Ein Antrag auf Indizierung lag z.B. für Die Fantastischen Vier Comic-Album Nr. 3 vor. Das erzählte mir Hajo F. Breuer einmal bei einem Telefonat. Ich dachte sofort an die Zweitstory mit dem Hatemonger, der sich am Ende als Adolf Hitler bzw. eines seiner Doubles entpuppt. Doch weit gefehlt, jemand hatte sich an der Darstellung der vier Reiter der Apokalypse gestört. Die Leute bei Marvel USA konnten das überhaupt nicht nachvollziehen, schließlich wären weder Blut noch irgendwelche Eingeweide zu sehen gewesen. Jedenfalls konnte Hajo durch ein von ihm aufgesetztes Schreiben nachweisen, dass der Comic harmlos war und somit eine Indizierung abwenden.
Dennoch war Condor gewarnt. Zukünftig gab es Cover-Retuschen (z.B. Die Spinne Nr. 9 und 51), überdeckte Panels mit Text im Inhalt (FV Taschenbuch Nr. 5) oder es wurden Teile entfernt oder Bildausschnitte vergrößert. Den Punisher ließ man trotz Werbe-Vorankündigung als Spinne Nr. 12 erstmal ganz weg und schwenkte von Amazing Spider-Man auf dessen Nebenserien Peter Parker The Spectacular Spider-Man und Marvel Team-Up um.

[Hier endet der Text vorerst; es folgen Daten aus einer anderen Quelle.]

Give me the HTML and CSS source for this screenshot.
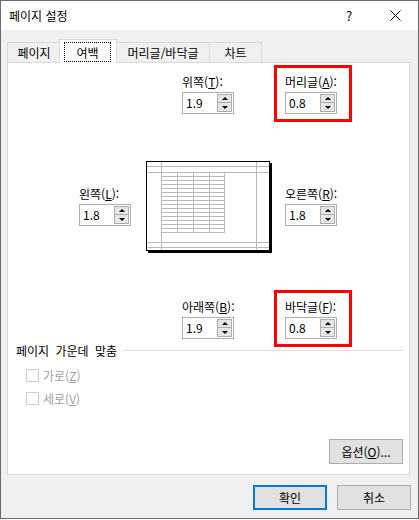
FILE: index.html
```html
<!DOCTYPE html>
<html lang="ko">
<head>
<meta charset="utf-8">
<title>페이지 설정</title>
<link rel="stylesheet" href="styles.css">
</head>
<body>
<div class="win">
  <div class="titlebar">
    <span class="title">페이지 설정</span>
    <span class="tbtn help">?</span>
    <span class="tbtn close">
      <svg width="11" height="11" viewBox="0 0 11 11"><path d="M0.5 0.5 L10.5 10.5 M10.5 0.5 L0.5 10.5" stroke="#000" stroke-width="1" fill="none"/></svg>
    </span>
  </div>
  <div class="tabs">
    <div class="tab first">페이지</div>
    <div class="tab active"><span class="focus">여백</span></div>
    <div class="tab wide">머리글/바닥글</div>
    <div class="tab last">차트</div>
  </div>
  <div class="panel">
    <div class="row r1">
      <div class="field">
        <div class="lbl">위쪽(<u>T</u>):</div>
        <div class="spinbox"><span class="val">1.9</span><span class="spin"><span class="sb up"></span><span class="sb down"></span></span></div>
      </div>
      <div class="field hl">
        <div class="lbl">머리글(<u>A</u>):</div>
        <div class="spinbox"><span class="val">0.8</span><span class="spin"><span class="sb up"></span><span class="sb down"></span></span></div>
      </div>
    </div>
    <div class="row r2">
      <div class="field mid">
        <div class="lbl">왼쪽(<u>L</u>):</div>
        <div class="spinbox"><span class="val">1.8</span><span class="spin"><span class="sb up"></span><span class="sb down"></span></span></div>
      </div>
      <svg class="preview" width="126" height="92" viewBox="0 0 126 92" shape-rendering="crispEdges">
        <rect x="2" y="2" width="124" height="90" fill="#000"/>
        <rect x="0.5" y="0.5" width="123" height="89" fill="#fff" stroke="#000"/>
        <path stroke="#b9b9b9" fill="none" d="M15.5 1 V89 M110.5 1 V89 M1 5.5 H123 M1 11.5 H123 M1 81.5 H123 M1 86.5 H123
          M31.5 11 V72 M47.5 11 V72 M63.5 11 V72 M78.5 11 V72
          M15 15.5 H79 M15 19.5 H79 M15 23.5 H79 M15 27.5 H79 M15 31.5 H79 M15 35.5 H79 M15 39.5 H79 M15 43.5 H79
          M15 47.5 H79 M15 51.5 H79 M15 55.5 H79 M15 59.5 H79 M15 63.5 H79 M15 67.5 H79 M15 71.5 H79"/>
      </svg>
      <div class="field mid right">
        <div class="lbl">오른쪽(<u>R</u>):</div>
        <div class="spinbox"><span class="val">1.8</span><span class="spin"><span class="sb up"></span><span class="sb down"></span></span></div>
      </div>
    </div>
    <div class="row r3">
      <div class="field">
        <div class="lbl">아래쪽(<u>B</u>):</div>
        <div class="spinbox"><span class="val">1.9</span><span class="spin"><span class="sb up"></span><span class="sb down"></span></span></div>
      </div>
      <div class="field hl">
        <div class="lbl">바닥글(<u>F</u>):</div>
        <div class="spinbox"><span class="val">0.8</span><span class="spin"><span class="sb up"></span><span class="sb down"></span></span></div>
      </div>
    </div>
    <div class="group-head"><span class="gh-text">페이지 가운데 맞춤</span><span class="rule"></span></div>
    <div class="check first-check"><span class="box"></span>가로(<u>Z</u>)</div>
    <div class="check"><span class="box"></span>세로(<u>V</u>)</div>
    <div class="opt-row"><button class="btn opt">옵션(<u>O</u>)...</button></div>
  </div>
  <div class="actions">
    <button class="btn default">확인</button>
    <button class="btn">취소</button>
  </div>
</div>
</body>
</html>
```
FILE: styles.css
```css
html, body {
  margin: 0;
  background: #ffffff;
}
body {
  font-family: "Noto Sans CJK KR", "Noto Sans", sans-serif;
  font-size: 12px;
  color: #000;
}
.win {
  width: 417px;
  height: 517px;
  border: 1px solid #6b6b6b;
  background: #f0f0f0;
  display: flex;
  flex-direction: column;
}
.titlebar {
  height: 29px;
  background: #fff;
  display: flex;
  align-items: center;
}
.title {
  margin-left: 8px;
  line-height: 15px;
  margin-right: auto;
}
.tbtn {
  width: 46px;
  height: 29px;
  display: flex;
  align-items: center;
  justify-content: center;
}
.help {
  font-size: 13px;
}
.close svg {
  display: block;
}
.tabs {
  display: flex;
  align-items: flex-end;
  height: 24px;
  margin: 9px 0 -1px 6px;
  position: relative;
  z-index: 1;
}
.tab {
  box-sizing: border-box;
  height: 20px;
  margin-bottom: 1px;
  margin-left: -1px;
  border: 1px solid #d9d9d9;
  border-bottom: none;
  background: #f0f0f0;
  display: flex;
  align-items: center;
  justify-content: center;
  line-height: 15px;
}
.tab.first {
  margin-left: 0;
  width: 54px;
}
.tab.active {
  width: 58px;
  height: 24px;
  margin-bottom: 0;
  margin-left: -2px;
  background: #fff;
  align-items: flex-start;
  justify-content: flex-start;
  position: relative;
  z-index: 2;
}
.tab.wide {
  width: 94px;
}
.tab.last {
  width: 53px;
}
.focus {
  display: flex;
  align-items: center;
  justify-content: center;
  box-sizing: border-box;
  width: 47px;
  height: 20px;
  margin: 2px 0 0 4px;
  border: 1px dotted #000;
}
.panel {
  box-sizing: border-box;
  width: 403px;
  height: 413px;
  margin-left: 6px;
  border: 1px solid #d9d9d9;
  background: #fff;
  display: flex;
  flex-direction: column;
}
.row {
  display: flex;
  align-items: flex-start;
}
.r1 {
  margin-top: 2px;
  padding-left: 163px;
  gap: 25px;
}
.r2 {
  margin-top: 39px;
  padding-left: 60px;
}
.r3 {
  margin-top: 37px;
  padding-left: 163px;
  gap: 25px;
}
.field {
  box-sizing: border-box;
  width: 78px;
  height: 57px;
  border: 3px solid transparent;
  padding: 6px 0 0 8px;
}
.field.hl {
  border-color: #ff0000;
}
.field.mid {
  margin-top: 16px;
}
.field.right {
  margin-left: 2px;
}
.preview {
  display: block;
}
.lbl {
  line-height: 15px;
  height: 15px;
  white-space: nowrap;
}
.spinbox {
  box-sizing: border-box;
  width: 52px;
  height: 22px;
  margin-top: 3px;
  border: 1px solid #adadad;
  background: #fff;
  display: flex;
}
.val {
  flex: 1;
  padding-left: 3px;
  line-height: 20px;
}
.spin {
  box-sizing: border-box;
  width: 15px;
  height: 18px;
  margin: 1px 1px 0 0;
  border: 1px solid #adadad;
  display: flex;
  flex-direction: column;
}
.sb {
  height: 8px;
  background: #e6e6e6;
  display: flex;
  align-items: center;
  justify-content: center;
}
.sb.up {
  box-sizing: border-box;
  border-bottom: 1px solid #adadad;
}
.sb.up::after {
  content: "";
  border-left: 3px solid transparent;
  border-right: 3px solid transparent;
  border-bottom: 3px solid #000;
}
.sb.down::after {
  content: "";
  border-left: 3px solid transparent;
  border-right: 3px solid transparent;
  border-top: 3px solid #000;
}
.group-head {
  margin-top: -4px;
  padding: 0 5px 0 8px;
  display: flex;
  align-items: center;
  line-height: 15px;
}
.gh-text {
  word-spacing: 3px;
}
.rule {
  flex: 1;
  height: 1px;
  margin-left: 6px;
  background: #dcdcdc;
}
.check {
  display: flex;
  align-items: center;
  line-height: 15px;
  height: 15px;
  margin-top: 8px;
  padding-left: 18px;
  color: #a0a0a0;
}
.check.first-check {
  margin-top: 10px;
}
.box {
  box-sizing: border-box;
  width: 13px;
  height: 13px;
  margin-right: 4px;
  border: 1px solid #cccccc;
  background: #fff;
}
.opt-row {
  margin-top: auto;
  padding: 0 6px 10px 0;
  display: flex;
  justify-content: flex-end;
}
.btn {
  font: inherit;
  color: #000;
  box-sizing: border-box;
  width: 74px;
  height: 25px;
  padding: 0;
  border: 1px solid #adadad;
  background: #e1e1e1;
  line-height: 15px;
}
.btn.default {
  border: 2px solid #0078d7;
}
.actions {
  margin-top: 10px;
  padding-right: 7px;
  display: flex;
  justify-content: flex-end;
  gap: 10px;
}
```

Williams hatte sich mit der Prüfstelle angelegt und erfuhr in mindestens drei Fällen eine Indizierung. Dracula Nr. 5, Frankenstein Nr. 5 und für die zuletzt erschienenen Kung Fu-Taschenbuch Ausgaben mit den Söhnen des Tigers aus Deadly Hands Of Kung Fu. So etwas kann geschäftsschädigend sein, was die Condor-Mannschaft möglichst vermeiden wollte.